The Company values warrants using the Black-Scholes option-pricing model. The Black-Scholes option-
pricing model is classified as a Level 2 input.
The Company values interest rate hedges using observable forward yield curves. These forward yield
curves are classified as Level 2 inputs.
Fair value measurements of non-financial assets and non-financial liabilities are primarily used in the
impairment analysis of goodwill, other intangible assets, long-lived assets and in the valuation of store lease
exit costs. The Company reviews goodwill and other intangible assets for impairment annually, during the
fourth quarter of each fiscal year, and as circumstances indicate the possibility of impairment. See Note 3 for
further discussion related to the Company’s carrying value of goodwill. Long-lived assets and store lease exit
costs were measured at fair value on a nonrecurring basis using Level 3 inputs as defined in the fair value
hierarchy.
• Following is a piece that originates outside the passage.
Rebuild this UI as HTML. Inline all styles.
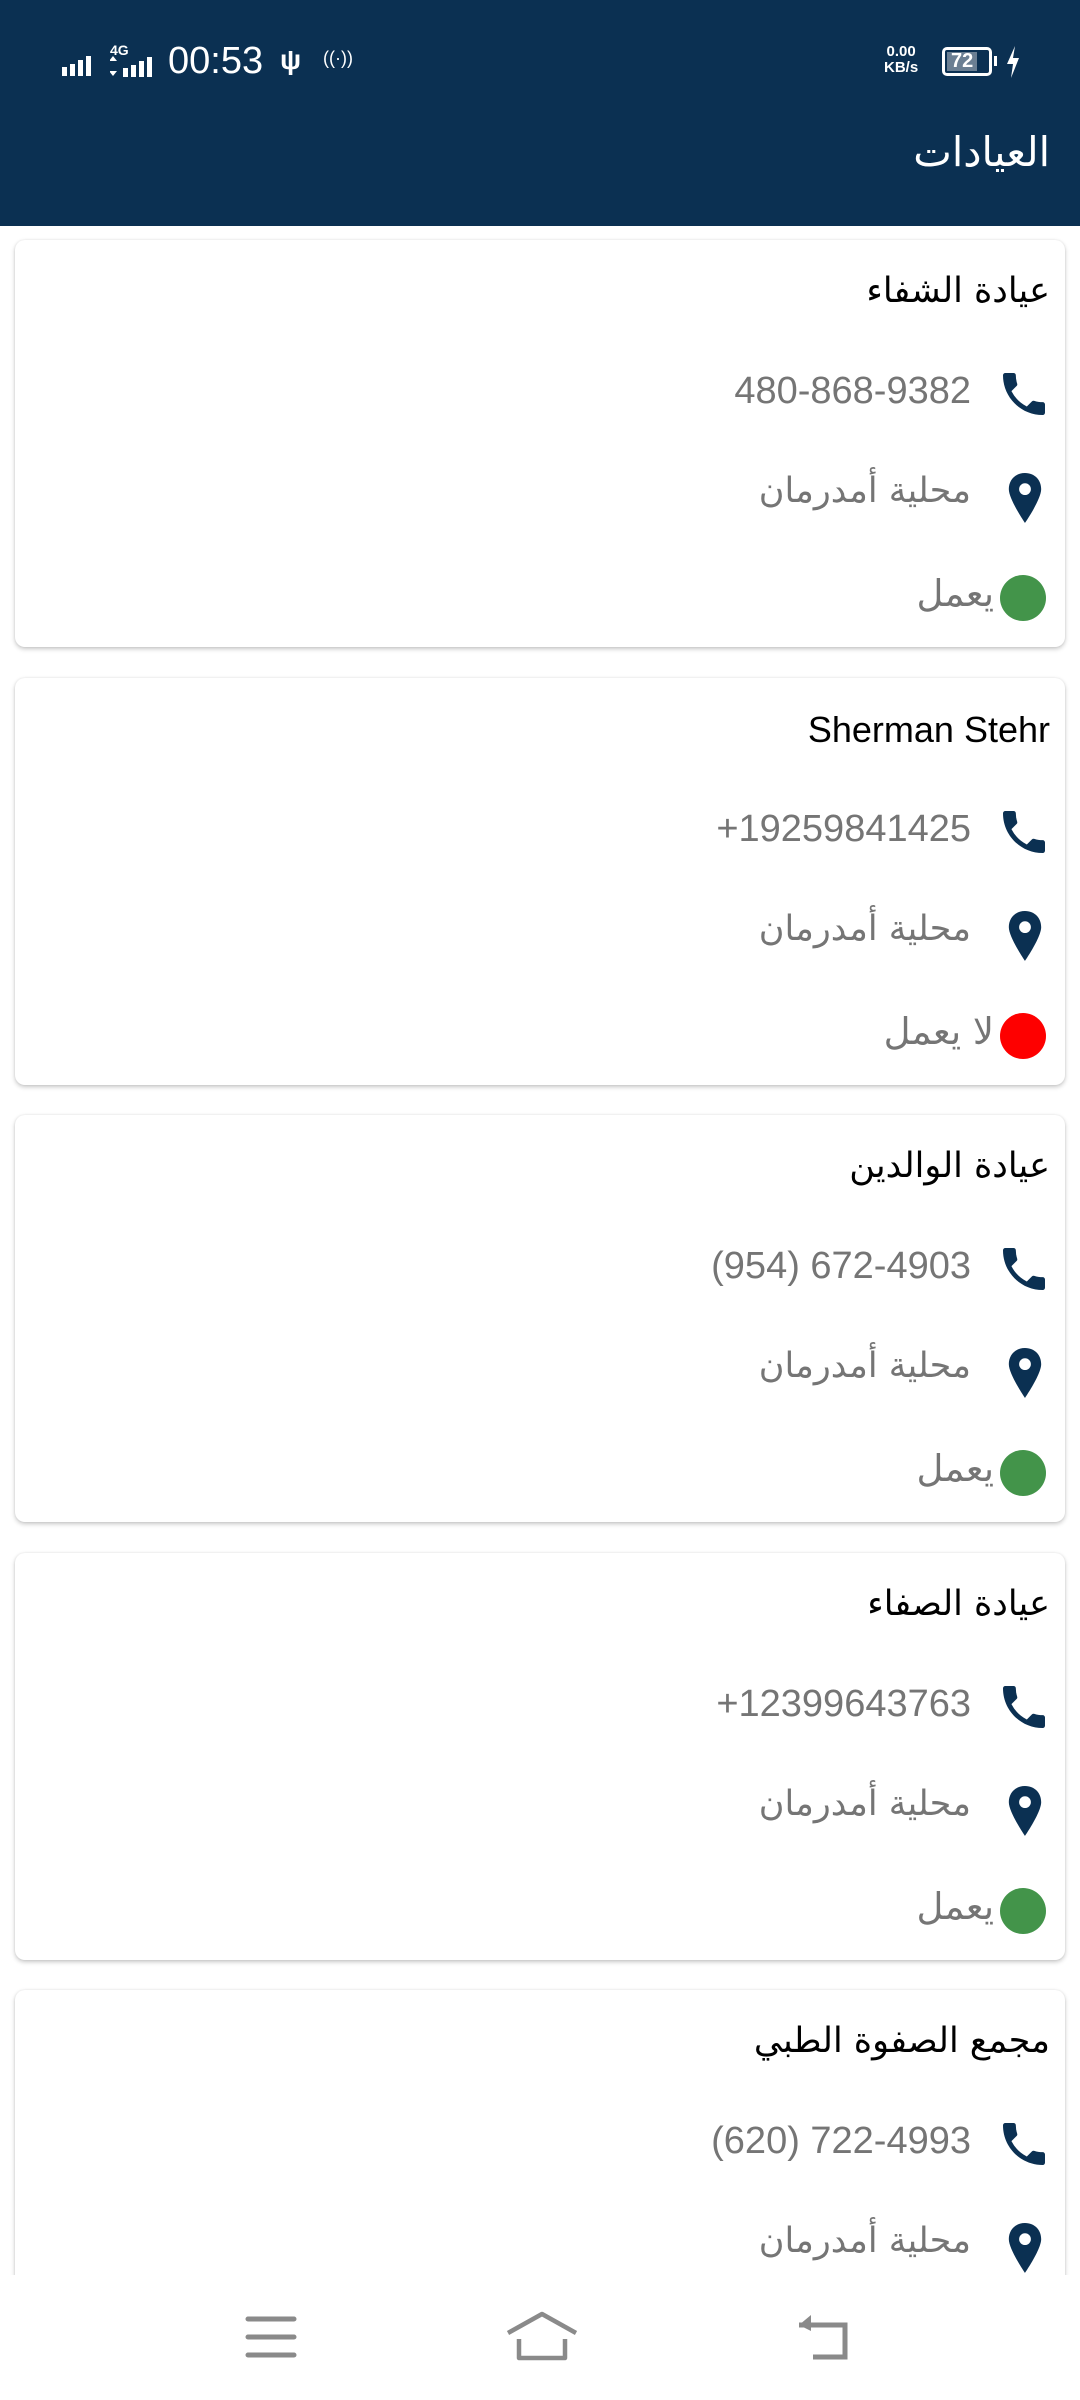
<!DOCTYPE html>
<html><head><meta charset="utf-8"><style>
*{margin:0;padding:0;box-sizing:border-box}
body{width:1080px;height:2400px;background:#fff;position:relative;overflow:hidden;font-family:"DejaVu Sans","Liberation Sans",sans-serif}
.hdr{position:absolute;left:0;top:0;width:1080px;height:226px;background:#0b3052}
.st{position:absolute;color:#fff;font-family:"Liberation Sans",sans-serif;font-weight:bold}
.title{position:absolute;right:30px;top:128px;color:#fff;font-size:41px;direction:rtl}
.card{position:absolute;left:15px;width:1050px;height:407px;background:#fff;border-radius:10px;box-shadow:0 2px 5px rgba(0,0,0,.22),0 0 2px rgba(0,0,0,.08)}
.ct{position:absolute;right:15px;top:31px;font-size:35px;color:#000;direction:rtl}
.ph{position:absolute;right:94px;top:130px;font-size:38px;color:#757575;font-family:"Liberation Sans",sans-serif;direction:ltr}
.loc{position:absolute;right:94px;top:231px;font-size:35px;color:#757575;direction:rtl}
.stt{position:absolute;right:71px;top:332px;font-size:37px;color:#757575;direction:rtl}
.dot{position:absolute;left:985px;top:335px;width:46px;height:46px;border-radius:50%}
.ic1{position:absolute;left:981px;top:126px}
.ic2{position:absolute;left:992px;top:233px}
.nav{position:absolute;left:0;top:2275px;width:1080px;height:125px;background:#fff}
</style></head><body>
<div class="hdr"></div>
<svg style="position:absolute;left:62px;top:52px" width="40" height="24"><rect x="0" y="15" width="5" height="9" fill="#fff"/><rect x="8" y="12" width="5" height="12" fill="#fff"/><rect x="16" y="8" width="5" height="16" fill="#fff"/><rect x="24" y="4" width="5" height="20" fill="#fff"/></svg>
<div class="st" style="left:110px;top:42px;font-size:14px">4G</div>
<svg style="position:absolute;left:110px;top:56px" width="50" height="22"><path d="M3 0l4 5H-1zM3 20l4-5H-1z" fill="#fff"/><rect x="13" y="12" width="5" height="9" fill="#fff"/><rect x="21" y="9" width="5" height="12" fill="#fff"/><rect x="29" y="5" width="5" height="16" fill="#fff"/><rect x="37" y="1" width="5" height="20" fill="#fff"/></svg>
<div class="st" style="left:168px;top:40px;font-size:38px;font-weight:normal">00:53</div>
<div class="st" style="left:280px;top:44px;font-size:28px">ψ</div>
<div class="st" style="left:323px;top:48px;font-size:18px;font-weight:normal">((·))</div>
<div class="st" style="left:884px;top:44px;font-size:15px;line-height:16px;text-align:center">0.00<br>KB/s</div>
<div style="position:absolute;left:942px;top:47px;width:50px;height:29px;border:3px solid #fff;border-radius:5px"><div style="position:absolute;left:2px;top:2px;width:30px;height:19px;background:#6b7f93"></div><div class="st" style="left:6px;top:0;font-size:20px">72</div></div>
<div style="position:absolute;left:994px;top:56px;width:3px;height:10px;background:#fff"></div>
<svg style="position:absolute;left:1005px;top:46px" width="16" height="32"><path d="M10 0L2 18h6l-2 14 8-20H8z" fill="#fff"/></svg>
<div class="title">العيادات</div>

<div class="card" style="top:240px"><div class="ct">عيادة الشفاء</div>
<svg class="ic1" width="56" height="56" viewBox="0 0 24 24"><path d="M20 15.5c-1.25 0-2.45-.2-3.570-.57a1 1 0 0 0-1.02.24l-2.2 2.2a15.07 15.07 0 0 1-6.59-6.59l2.2-2.21a.96.96 0 0 0 .25-1A11.36 11.36 0 0 1 8.5 4a1 1 0 0 0-1-1H4a1 1 0 0 0-1 1c0 9.39 7.61 17 17 17a1 1 0 0 0 1-1v-3.5a1 1 0 0 0-1-1z" fill="#0b3052"/></svg><div class="ph">480-868-9382</div>
<svg class="ic2" width="36" height="50" viewBox="0 0 24 34"><path d="M12 0C5.4 0 1 4.8 1 11c0 7 11 23 11 23s11-16 11-23C23 4.8 18.6 0 12 0zm0 15a4 4 0 1 1 0-8 4 4 0 0 1 0 8z" fill="#0b3052"/></svg><div class="loc">محلية أمدرمان</div>
<div class="dot" style="background:#43944a"></div><div class="stt">يعمل</div></div>

<div class="card" style="top:678px"><div class="ct" style="font-family:'Liberation Sans',sans-serif;font-size:36px">Sherman Stehr</div>
<svg class="ic1" width="56" height="56" viewBox="0 0 24 24"><path d="M20 15.5c-1.25 0-2.45-.2-3.57-.57a1 1 0 0 0-1.02.24l-2.2 2.2a15.07 15.07 0 0 1-6.59-6.59l2.2-2.21a.96.96 0 0 0 .25-1A11.36 11.36 0 0 1 8.5 4a1 1 0 0 0-1-1H4a1 1 0 0 0-1 1c0 9.39 7.61 17 17 17a1 1 0 0 0 1-1v-3.5a1 1 0 0 0-1-1z" fill="#0b3052"/></svg><div class="ph">+19259841425</div>
<svg class="ic2" width="36" height="50" viewBox="0 0 24 34"><path d="M12 0C5.4 0 1 4.8 1 11c0 7 11 23 11 23s11-16 11-23C23 4.8 18.6 0 12 0zm0 15a4 4 0 1 1 0-8 4 4 0 0 1 0 8z" fill="#0b3052"/></svg><div class="loc">محلية أمدرمان</div>
<div class="dot" style="background:#fe0000"></div><div class="stt">لا يعمل</div></div>

<div class="card" style="top:1115px"><div class="ct">عيادة الوالدين</div>
<svg class="ic1" width="56" height="56" viewBox="0 0 24 24"><path d="M20 15.5c-1.25 0-2.45-.2-3.57-.57a1 1 0 0 0-1.02.24l-2.2 2.2a15.07 15.07 0 0 1-6.59-6.59l2.2-2.21a.96.96 0 0 0 .25-1A11.36 11.36 0 0 1 8.5 4a1 1 0 0 0-1-1H4a1 1 0 0 0-1 1c0 9.39 7.61 17 17 17a1 1 0 0 0 1-1v-3.5a1 1 0 0 0-1-1z" fill="#0b3052"/></svg><div class="ph">(954) 672-4903</div>
<svg class="ic2" width="36" height="50" viewBox="0 0 24 34"><path d="M12 0C5.4 0 1 4.8 1 11c0 7 11 23 11 23s11-16 11-23C23 4.8 18.6 0 12 0zm0 15a4 4 0 1 1 0-8 4 4 0 0 1 0 8z" fill="#0b3052"/></svg><div class="loc">محلية أمدرمان</div>
<div class="dot" style="background:#43944a"></div><div class="stt">يعمل</div></div>

<div class="card" style="top:1553px"><div class="ct">عيادة الصفاء</div>
<svg class="ic1" width="56" height="56" viewBox="0 0 24 24"><path d="M20 15.5c-1.25 0-2.45-.2-3.57-.57a1 1 0 0 0-1.02.24l-2.2 2.2a15.07 15.07 0 0 1-6.59-6.59l2.2-2.21a.96.96 0 0 0 .25-1A11.36 11.36 0 0 1 8.5 4a1 1 0 0 0-1-1H4a1 1 0 0 0-1 1c0 9.39 7.61 17 17 17a1 1 0 0 0 1-1v-3.5a1 1 0 0 0-1-1z" fill="#0b3052"/></svg><div class="ph">+12399643763</div>
<svg class="ic2" width="36" height="50" viewBox="0 0 24 34"><path d="M12 0C5.4 0 1 4.8 1 11c0 7 11 23 11 23s11-16 11-23C23 4.8 18.6 0 12 0zm0 15a4 4 0 1 1 0-8 4 4 0 0 1 0 8z" fill="#0b3052"/></svg><div class="loc">محلية أمدرمان</div>
<div class="dot" style="background:#43944a"></div><div class="stt">يعمل</div></div>

<div class="card" style="top:1990px"><div class="ct">مجمع الصفوة الطبي</div>
<svg class="ic1" width="56" height="56" viewBox="0 0 24 24"><path d="M20 15.5c-1.25 0-2.45-.2-3.57-.57a1 1 0 0 0-1.02.24l-2.2 2.2a15.07 15.07 0 0 1-6.59-6.59l2.2-2.21a.96.96 0 0 0 .25-1A11.36 11.36 0 0 1 8.5 4a1 1 0 0 0-1-1H4a1 1 0 0 0-1 1c0 9.39 7.61 17 17 17a1 1 0 0 0 1-1v-3.5a1 1 0 0 0-1-1z" fill="#0b3052"/></svg><div class="ph">(620) 722-4993</div>
<svg class="ic2" width="36" height="50" viewBox="0 0 24 34"><path d="M12 0C5.4 0 1 4.8 1 11c0 7 11 23 11 23s11-16 11-23C23 4.8 18.6 0 12 0zm0 15a4 4 0 1 1 0-8 4 4 0 0 1 0 8z" fill="#0b3052"/></svg><div class="loc">محلية أمدرمان</div>
<div class="dot" style="background:#43944a"></div><div class="stt">يعمل</div></div>

<div class="nav">
<svg style="position:absolute;left:245px;top:40px" width="52" height="44"><g stroke="#8a8a8a" stroke-width="5" stroke-linecap="round"><path d="M3 4h46M3 22h46M3 40h46"/></g></svg>
<svg style="position:absolute;left:505px;top:36px" width="74" height="50"><path d="M3 22L37 3l34 19M14 28v19h46V28" fill="none" stroke="#8a8a8a" stroke-width="4.5" stroke-linejoin="round"/></svg>
<svg style="position:absolute;left:795px;top:38px" width="56" height="48"><path d="M4 12h46v32H18" fill="none" stroke="#8a8a8a" stroke-width="5"/><path d="M16 2L4 12l12 6z" fill="#8a8a8a"/></svg>
</div>
</body></html>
See Note 1 for further discussion of the Company’s policies and recorded amounts for impairments
of long-lived assets and valuation of store lease exit costs. In 2013, long-lived assets with a carrying amount of
$68 were written down to their fair value of $29, resulting in an impairment charge of $39. In 2012, long-lived
assets with a carrying amount of $26 were written down to their fair value of $8, resulting in an impairment
charge of $18.
Mergers are accounted for using the acquisition method of accounting, which requires that the purchase
price paid for an acquisition be allocated to the assets and liabilities acquired based on their estimated fair
values as of the effective date of the acquisition, with the excess of the purchase price over the net assets
being recorded as goodwill. See Note 2 for further discussion related to the merger with Harris Teeter.